1. A circuit assembly for generating a phase-locked frequency-modulatable carrier frequency signal including a voltage-controlled oscillator generating the carrier frequency signal as a function of a control signal, and a phase detector which compares a reference frequency signal to a signal derived from the carrier frequency signal in phase therewith to thus produce the control signal so that the difference in phase between the signal derived from the carrier frequency signal and the reference frequency signal is zero, characterized in that a reference frequency generator (36) is provided whose output signal is applied as the reference frequency signal directly to said phase detector (44), that for generating the derived signal a mixer stage (30, 32, 38) is provided which mixes a signal output from a digital frequency generator (16) for modulating by digital signals in its frequency with a signal generated by frequency division from the carrier frequency signal output by said voltage-controlled oscillator (50) so that a signal materializes whose frequency equals the reference frequency.

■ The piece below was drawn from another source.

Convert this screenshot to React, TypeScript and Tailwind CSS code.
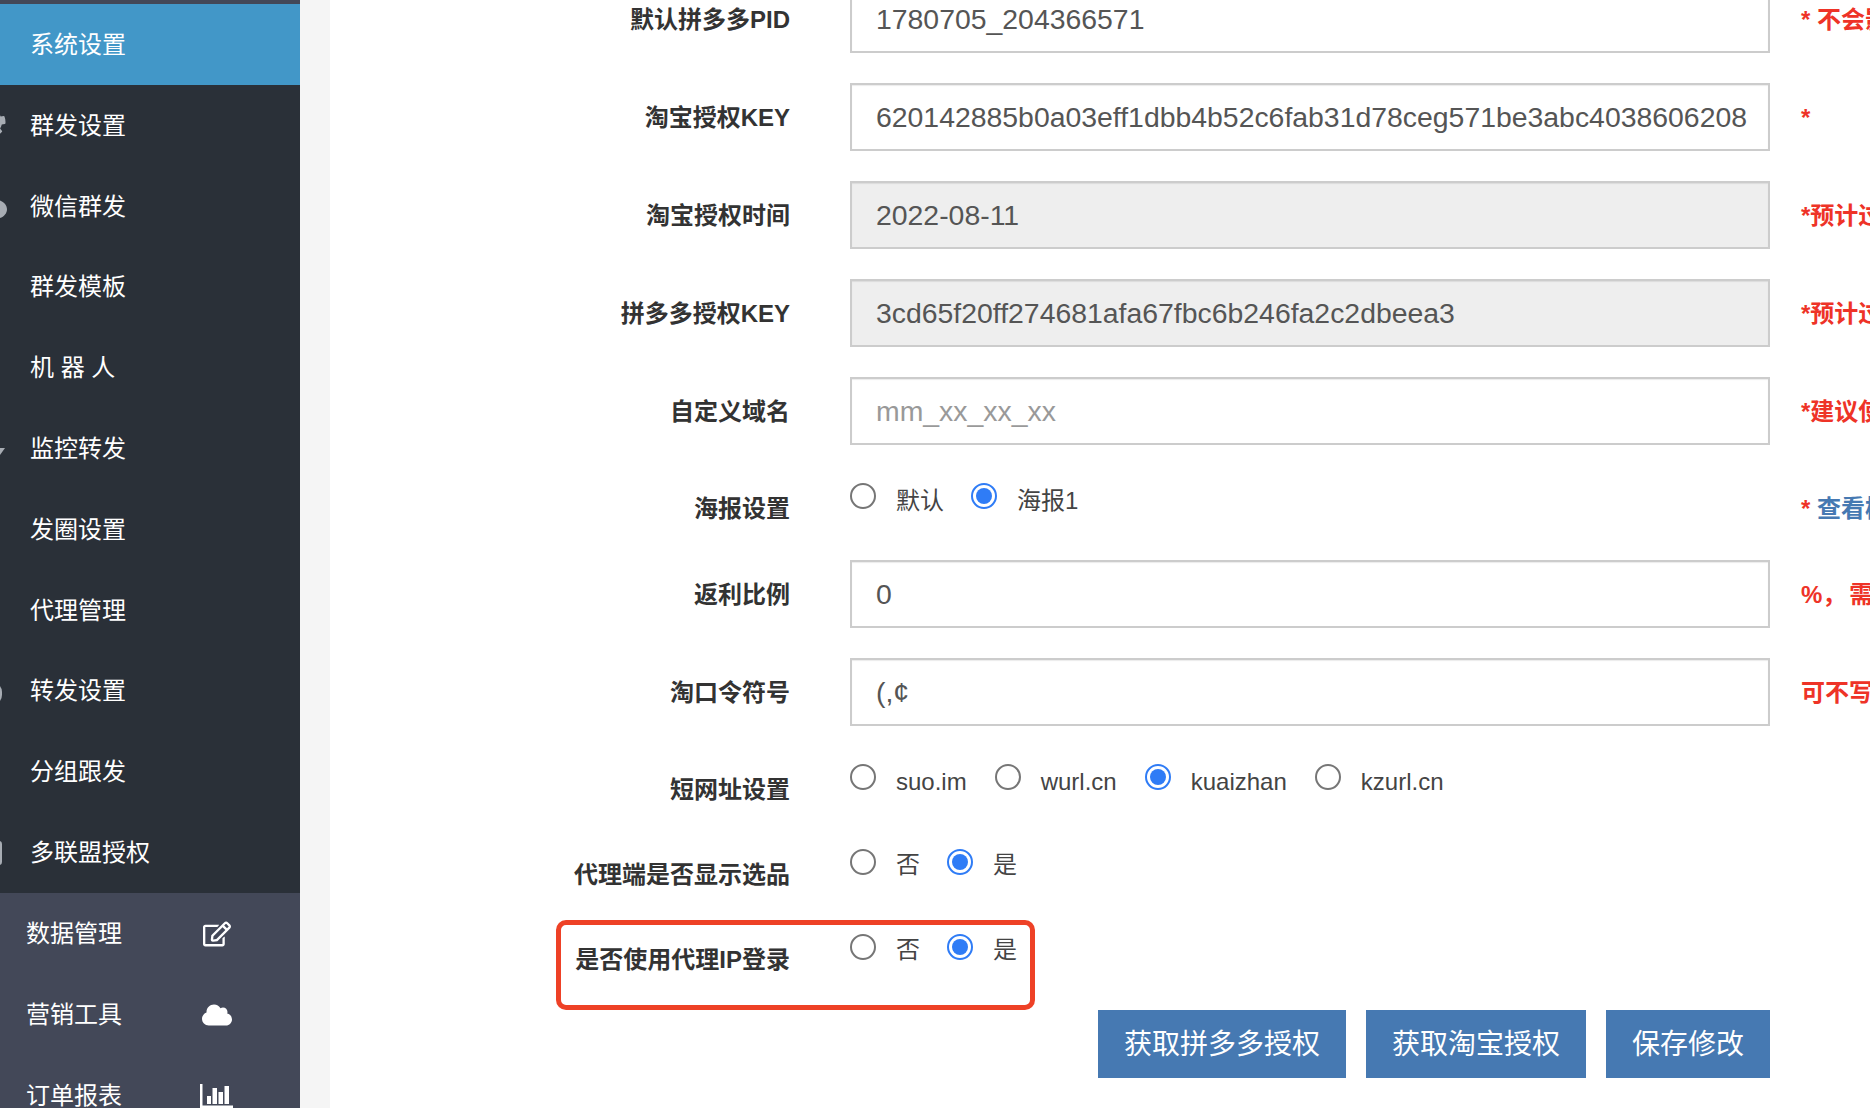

2. The circuit assembly as set forth in claim 1, characterized in that said digital frequency generator (16) generates the signal modulatable in its frequency as a complex signal having two components 90.degree. out of phase relative to each other, that these two components after being converted into analog signals are applied to said mixer stage (30, 32, 38) in which a mixer unit (30, 32) is provided for each component, that one component each of a complex signal generated by a polyphase network (54) from the signal obtained from the carrier frequency signal by frequency division is applied to said mixer units, and that the output signals of said mixer units (30, 32) are combined for sideband suppression and the combined signal applied to said phase detector (44).